[[Listen]]

Fiora, Fiora! È silenzio.

Then, desperately, he throws himself beside her and presses his lips on hers. A sudden chill, as of approaching death, passes through him. He rises, takes a few tottering steps toward the exit.

Like a shadow, Manfredo approaches. He has come to seize his wife's lover, whose name his father could not wring from her, but whom at last they have caught. He recognizes Avito. Then it was he whom she adored.

"What do you want?" asks Avito. "Can you not see that I can scarcely speak?"

Scarcely speak? He might as well be dead. Upon Fiora's lips Archibaldo has spread a virulent poison, knowing well that her lover would come into the crypt to kiss her, and in that very act would drain the poison from her lips and die. Thus would they track him.
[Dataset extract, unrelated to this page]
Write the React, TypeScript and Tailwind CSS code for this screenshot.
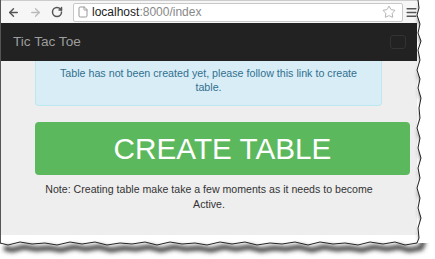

With his last breath, Avito tells that she loved him as the life that they took from her, aye, even more. Despite the avowal, Manfredo cannot hate him; but rather is he moved to wonder at the vast love Fiora was capable of bestowing, yet not upon himself.

Avito is dead. Manfredo, too, throws himself upon Fiora's corpse, and from her lips draws in what remains of the poison, quivers, while death slowly creeps through his veins, then enters eternal darkness, as Archibaldo gropes his way into the crypt.